It is most striking today, to see a scion of one of the richest and noblest families of Umbria give himself to strenuous manual work in various Friaries. He was sensitive to the poor and full of compassion for them, without distinction. He wanted to preach only in insignificant little towns. He abounded in piety and devotion, poverty and penance, humility and simplicity. He was indeed a ‘classic’ Capuchin friar.
Marco was born into the noble family of the Passioneis in the duchy of Urbino. He was baptised Marco in 1560. He was orphaned by the age of seven and was put into the care of tutors with his ten brothers and sisters. He received the Doctor of Law at the University of Perugia and then rejoined his family, now living at Fossombrone. He made friends with the Capuchin brother questors and was attracted by their charism. Because of his poor health this was opposed by the local superior but, after waiting a year, the newly elected Provincial allowed him to join in 1584. Named Benedict he soon found his place among the preachers and joined St Lawrence of Brindisi in his missionary work in Bohemia. He thrived on it especially when preaching to the poor. He died in Fossombrone in 1625 and was Beatified by Blessed Pius IX on 15 January 1867.

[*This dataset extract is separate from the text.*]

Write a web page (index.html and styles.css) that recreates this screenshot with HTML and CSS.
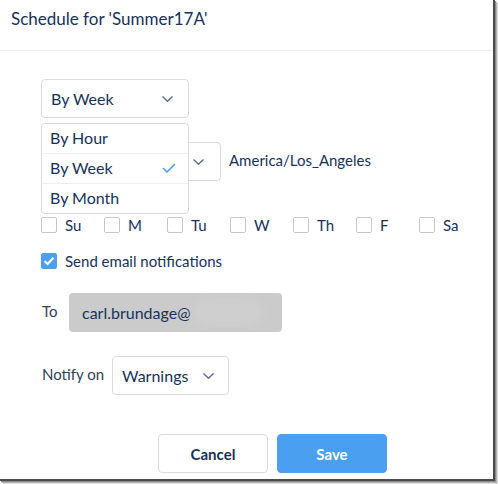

Nearly all the information we have for the life of Blessed Benedict derives from a manuscript biography compiled by Brother Ludovico da Rocca Contrada (†1654) immediately after Benedetto’s death. This biography is the one and only actual contemporary witness and was used in the processes necessary for his Beatification. It is has an enormous documentary value thanks to its reliability and the seriousness of the information gathered, from the most direct sources, whom the author often consulted personally. And the author was, moreover, guardian of the Friary of San Giovanni Battista in Fossombrone. He was present for the happenings at the end of his holy confrere’s life and was present at his deathbed. Therefore, his account is very detailed in its telling of Benedetto’s final sickness and death and of the uninhibited expressions of popular piety regarding Benedetto’s body.
Born on 13 November 1560 in the duchy of Urbino, he was the seventh of the eleven children in the noble family of Domenico Passionei and Maddalena Cibo. He was orphaned while still young and led his life in Cagli where he did his first study at home. At seventeen he then went to Perugia and onto Padua for higher studies. On 28 May 1582, at just twenty two years, he received a degree in Civil and Church law. His career began in the Roman court of Cardinal Pier Girolamo Albani. He found this disagreeable.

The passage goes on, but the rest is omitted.